Im Innenhof seines Arbeitsplatzes, des Geologischen Museums in Kopenhagen, liegt als Ausstellungsstück ein 20 Tonnen schwerer Eisenmeteorit, der sprichwörtlich Stein des Anstoßes für die Überlegungen der Forscher war, bei der Depression nach Spuren eines Meteoriteneinschlags zu suchen. „Der Rückschluss war naheliegend, dass die Depression ein zuvor nicht beschriebener Meteoritenkrater sein könnte - aber uns fehlten anfangs die Beweise", erinnert sich Nicolaj K. Larsen von der Universität Aarhus. Messungen mit dem Forschungsflugzeug Polar 6 des Alfred-Wegener-Instituts, Helmholtz-Zentrum für Polar- und Meeresforschung AWI konnten die Vermutungen die Forscher bekräftigen, dass die riesige Depression ein Meteoritenkrater ist. Die Polar 6 flog im Mai 2016 über den Hiawatha-Gletscher, um den Krater und das darüber liegende Eis mit einem neuen leistungsstarken Eisradar zu kartieren. Frühere Radarmessungen des Hiawatha-Gletschers waren Teil eines Langzeitprogramms der Nasa, um Änderungen in der Eisbedeckung Grönlands zu kartieren. Um die Hypothese des Meteoriteneinschlags zu testen, benötigten die Wissenschaftler eine gezielte und dichtere Radaruntersuchung.
„Das neue Radarsystem der AWI-Forschungsflugzeuge war genau die Art von Instrument, die wir für die Messungen brauchten“, sagt Olaf Eisen, Glaziologe am Alfred-Wegener-Institut. „Das an der Universität Kansas für uns maßgeschneiderte Radarsystem der nächsten Generation übertraf alle Erwartungen und bildete die Struktur mit einer beispiellosen Auflösung und Detailschärfe ab: Ein deutlich kreisrunder Rand, eine zentrale Erhebung, darüber sowohl gestörte als auch ungestörte Eisschichten und basale Trümmer.
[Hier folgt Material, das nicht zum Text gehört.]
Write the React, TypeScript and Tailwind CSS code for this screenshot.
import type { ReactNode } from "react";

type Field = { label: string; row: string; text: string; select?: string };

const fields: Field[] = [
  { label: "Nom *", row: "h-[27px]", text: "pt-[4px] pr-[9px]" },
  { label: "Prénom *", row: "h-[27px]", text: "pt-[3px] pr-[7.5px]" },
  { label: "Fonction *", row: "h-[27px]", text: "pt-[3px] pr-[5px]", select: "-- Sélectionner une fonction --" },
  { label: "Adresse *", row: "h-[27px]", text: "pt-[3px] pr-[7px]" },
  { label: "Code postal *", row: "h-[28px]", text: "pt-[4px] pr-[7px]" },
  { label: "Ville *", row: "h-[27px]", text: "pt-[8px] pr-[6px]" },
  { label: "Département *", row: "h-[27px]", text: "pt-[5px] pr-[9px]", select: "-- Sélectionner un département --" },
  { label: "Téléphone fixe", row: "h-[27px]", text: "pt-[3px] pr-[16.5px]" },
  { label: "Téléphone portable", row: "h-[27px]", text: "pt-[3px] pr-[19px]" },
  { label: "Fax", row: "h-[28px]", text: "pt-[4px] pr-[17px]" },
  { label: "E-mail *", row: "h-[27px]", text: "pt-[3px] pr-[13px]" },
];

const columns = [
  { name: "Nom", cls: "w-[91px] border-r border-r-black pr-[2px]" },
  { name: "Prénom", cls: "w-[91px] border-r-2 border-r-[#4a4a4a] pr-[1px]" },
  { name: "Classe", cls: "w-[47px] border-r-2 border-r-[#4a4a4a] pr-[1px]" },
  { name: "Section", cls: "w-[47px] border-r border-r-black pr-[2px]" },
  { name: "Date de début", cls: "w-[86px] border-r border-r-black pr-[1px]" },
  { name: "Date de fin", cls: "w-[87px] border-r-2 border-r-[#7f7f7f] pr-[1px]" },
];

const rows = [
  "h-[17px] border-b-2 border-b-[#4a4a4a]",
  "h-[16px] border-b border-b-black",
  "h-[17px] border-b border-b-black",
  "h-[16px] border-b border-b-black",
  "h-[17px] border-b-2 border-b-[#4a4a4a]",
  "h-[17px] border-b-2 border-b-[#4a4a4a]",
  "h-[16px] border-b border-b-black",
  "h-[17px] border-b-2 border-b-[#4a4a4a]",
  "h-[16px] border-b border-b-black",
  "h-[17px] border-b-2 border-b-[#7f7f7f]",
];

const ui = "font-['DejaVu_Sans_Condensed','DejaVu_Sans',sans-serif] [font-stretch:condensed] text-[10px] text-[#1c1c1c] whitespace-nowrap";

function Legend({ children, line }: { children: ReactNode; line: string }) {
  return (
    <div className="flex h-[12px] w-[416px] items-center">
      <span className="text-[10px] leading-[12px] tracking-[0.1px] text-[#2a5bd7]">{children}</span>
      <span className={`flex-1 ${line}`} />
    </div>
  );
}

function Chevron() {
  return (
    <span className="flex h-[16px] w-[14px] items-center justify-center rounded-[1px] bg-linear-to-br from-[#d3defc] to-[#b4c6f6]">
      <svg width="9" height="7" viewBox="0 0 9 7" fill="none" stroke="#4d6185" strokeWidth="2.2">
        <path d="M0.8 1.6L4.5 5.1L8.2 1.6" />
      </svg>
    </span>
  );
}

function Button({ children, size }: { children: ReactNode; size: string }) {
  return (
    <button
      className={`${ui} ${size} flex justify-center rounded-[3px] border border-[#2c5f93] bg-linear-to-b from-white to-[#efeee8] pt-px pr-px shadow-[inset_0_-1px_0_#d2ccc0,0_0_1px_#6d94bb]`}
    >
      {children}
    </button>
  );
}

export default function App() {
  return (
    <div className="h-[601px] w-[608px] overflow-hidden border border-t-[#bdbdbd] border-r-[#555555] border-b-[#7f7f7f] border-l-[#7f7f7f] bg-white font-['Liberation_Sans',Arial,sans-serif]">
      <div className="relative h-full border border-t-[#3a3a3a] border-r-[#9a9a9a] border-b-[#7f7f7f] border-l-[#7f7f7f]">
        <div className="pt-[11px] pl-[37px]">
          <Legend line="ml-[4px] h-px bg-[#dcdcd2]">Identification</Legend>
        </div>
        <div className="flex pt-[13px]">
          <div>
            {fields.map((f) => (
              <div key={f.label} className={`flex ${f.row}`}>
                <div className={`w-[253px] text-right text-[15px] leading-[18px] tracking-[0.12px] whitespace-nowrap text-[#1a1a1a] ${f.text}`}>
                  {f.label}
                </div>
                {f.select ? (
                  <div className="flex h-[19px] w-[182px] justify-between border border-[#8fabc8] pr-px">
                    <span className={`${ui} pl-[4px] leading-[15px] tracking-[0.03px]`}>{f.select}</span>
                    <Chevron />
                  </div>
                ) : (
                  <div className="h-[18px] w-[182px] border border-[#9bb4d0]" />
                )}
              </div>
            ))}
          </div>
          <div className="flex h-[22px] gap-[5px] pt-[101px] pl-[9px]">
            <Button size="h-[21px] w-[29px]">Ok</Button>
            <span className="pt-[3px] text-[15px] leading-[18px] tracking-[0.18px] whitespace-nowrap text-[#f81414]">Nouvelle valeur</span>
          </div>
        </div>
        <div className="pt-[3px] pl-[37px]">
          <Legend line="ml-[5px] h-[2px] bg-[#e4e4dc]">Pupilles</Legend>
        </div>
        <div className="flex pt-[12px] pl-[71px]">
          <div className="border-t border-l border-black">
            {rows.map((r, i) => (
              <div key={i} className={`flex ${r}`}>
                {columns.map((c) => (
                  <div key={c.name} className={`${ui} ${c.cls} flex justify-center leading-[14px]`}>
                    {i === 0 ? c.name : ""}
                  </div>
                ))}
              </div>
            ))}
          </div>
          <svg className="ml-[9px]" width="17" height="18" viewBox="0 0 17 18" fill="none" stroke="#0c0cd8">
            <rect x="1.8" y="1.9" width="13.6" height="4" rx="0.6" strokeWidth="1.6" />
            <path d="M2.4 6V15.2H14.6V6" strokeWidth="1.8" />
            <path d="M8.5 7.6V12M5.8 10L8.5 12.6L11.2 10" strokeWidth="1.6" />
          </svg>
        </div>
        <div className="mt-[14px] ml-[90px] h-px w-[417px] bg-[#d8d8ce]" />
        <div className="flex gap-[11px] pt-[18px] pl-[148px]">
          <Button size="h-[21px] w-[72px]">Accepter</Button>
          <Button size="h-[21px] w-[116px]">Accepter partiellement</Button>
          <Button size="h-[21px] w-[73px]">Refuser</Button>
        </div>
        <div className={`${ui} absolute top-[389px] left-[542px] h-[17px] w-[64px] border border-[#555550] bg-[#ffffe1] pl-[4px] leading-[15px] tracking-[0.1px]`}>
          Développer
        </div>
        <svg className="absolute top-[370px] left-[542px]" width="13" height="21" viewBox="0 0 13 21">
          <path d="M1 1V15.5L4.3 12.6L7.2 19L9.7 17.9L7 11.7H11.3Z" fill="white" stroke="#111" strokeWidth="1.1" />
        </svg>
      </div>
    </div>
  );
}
Alles, was einen Meteoriteneinschlag auszeichnet, ist da“, berichtet Olaf Eisen begeistert.
In den Sommern 2016 und 2017 kehrte das Forschungsteam auf den grönländischen Eisschild zurück, um tektonische Strukturen im Gestein am Fuß des Gletschers zu kartieren und Proben von Sedimenten zu sammeln, die durch einen Schmelzwasserkanal aus der Senke herausgespült wurden. „Ein Teil des aus dem Krater gespülten Quarzsandes hatte eben jene Deformationsmerkmale, die auf einen gewaltsamen Aufprall hindeuten. Dies ist ein schlüssiger Beweis dafür, dass die Depression unter dem Hiawatha-Gletscher ein Meteoritenkrater ist", sagt Larsen.
Frühere Studien haben gezeigt, dass große Meteoriteneinschläge das Klima der Erde nachhaltig beeinflussen können - mit gravierenden Folgen für das Leben auf dem Planeten. Daher wollen die Wissenschaftler jetzt weiter untersuchen, wann und wie dieser Meteoriteneinschlag am Hiawatha-Gletscher den Planeten beeinflusst hat. „Der nächste Schritt der Untersuchungen wird darin bestehen, den Einschlag zuverlässig zu datieren. Dies ist eine Herausforderung, da wir wohl versuchen müssen, an Material am Boden der Struktur heranzukommen. Dies ist jedoch entscheidend, wenn wir verstehen wollen, wie sich der Einschlag auf das Leben auf der Erde auswirkte“, sagt Kjær.